The study, Chronic Pain in Canadian Seniors, says chronic pain is found most frequently in seniors, especially those who live in institutions.
By Erin Delorey <erin.delorey@dal.ca>
Posted: Feb. 22, 2008

Chronic pain is more prevalent in seniors that live in institutions than those who live in private households. Photo: Kevin Connors/Morguefile
A Statistics Canada study released Thursday suggests chronic pain affects more than one-quarter of seniors living in private households and even more in institutions.
About four out of every 10 seniors living in institutions experience pain on a regular basis, limiting mobility and dexterity.
John Arthur Murphy, of Antigonish, N.S., has been living with chronic pain caused by arthritis for most of his life. Now, almost a senior, he says the pain is the most tolerable it’s ever been, since he had surgery to help relieve his sleep apnea.
A better, more complete sleep helps him cope with the pain he experiences on a daily basis.
He says chronic pain dominated most of his life and it’s the single most significant factor influencing the way he lived.
“I couldn’t plan activities or even a career without taking it into consideration,” Murphy says.
He says the pain would change continually, making it difficult for him to find a strategy to cope.
“The arthritis had its own life – it lived separated from what I was trying to do.”
Dr. Mary Lynch, the director at the pain management unit at the Queen Elizabeth II Health Sciences Centre, hopes the study will help people understand that chronic pain is very common.
“If up until now, you had a tendency to think that pain only happens to other people, well you better wake up,” she says.
Everyone has a 25 – 33 per cent chance of ending up with chronic pain.
“We also need increased education, awareness and treatment at the community level,” Lynch says. “People have to be aware that they have to live a very healthy lifestyle, and maintain good physical activity, good nutrition and do not smoke.”
Murphy says he remained active all his life, which was against the medical advice offered to him when he first developed arthritis in his teens.
He believes staying active prevented the arthritis from settling deeper in his body.
The study says chronic pain can make life miserable for seniors, stating, “Seniors who experienced an increase in pain over a two-year period had greater odds of being unhappy, regardless of illness or other factors that would contribute to unhappiness.”

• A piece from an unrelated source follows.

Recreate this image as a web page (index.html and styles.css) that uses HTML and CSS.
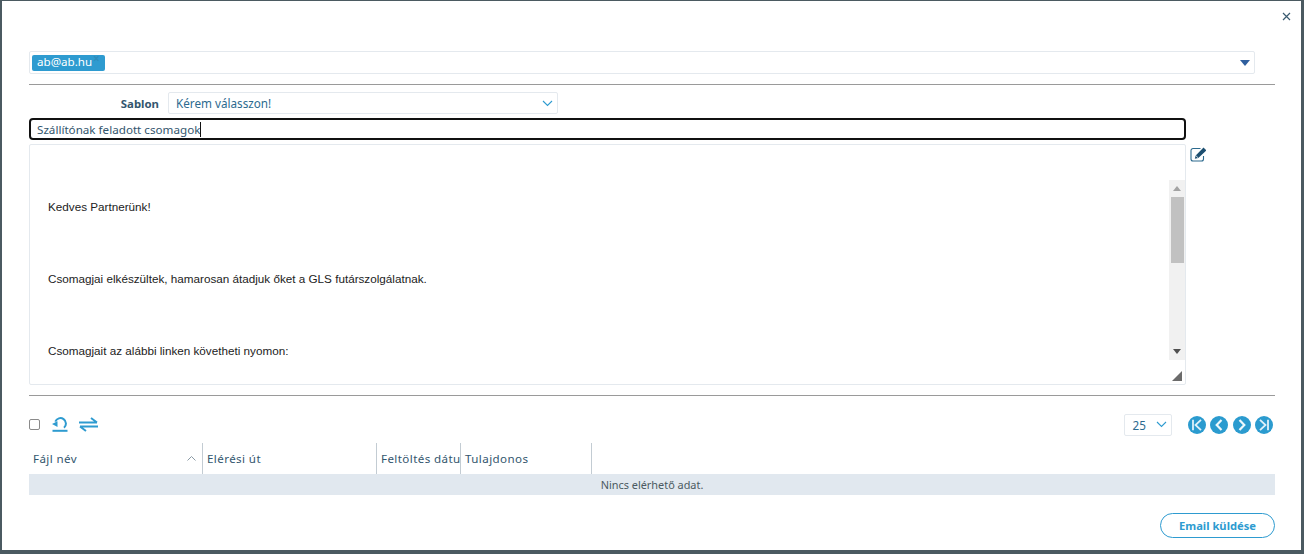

It seems Murphy doesn’t fall in with the majority of chronic pain suffers.
“The more optimistic I am, the happier, the pain is lessened. It’s always been the humorous, happy time when the pain was less,” he says.
The study also concluded that seniors experiencing increases in pain were more likely to have a negative impression of their general health.
Murphy says he was always in denial about his arthritis.
“One of the things that seemed to counter it was that I refused to accept I had a disease,” he says. “The prognosis wasn’t good but I always thought I would get better.”
However, Lynch says a positive attitude and good health still don’t prevent chronic pain completely.
“After many common surgical procedures there is roughly a 10 per cent chance that you will be left with chronic pain,” she says.
And, if you develop chronic pain today, there is a two - three-year wait for services from a pain centre in Nova Scotia.
The study say women were consistently more likely to report chronic pain than men, no matter what their age.
For seniors living in private households, 31 per cent of women reported chronic pain, while 21 per cent of men said they were sufferers.
“There has been a lot of work to show that women do suffer more chronic pain then men,” Lynch says.
“The question is, is it because they are more likely to report or is it because they do have higher levels of pain?”
She believes there are factors showing women do suffer chronic pain more often then men.
“Women in advanced age do a lot of the work. They still have the homemaking responsibilities to continue with,” she says. “So that may be reflected in some of these statistics, that they continue to work hard even after so-called retirement age.”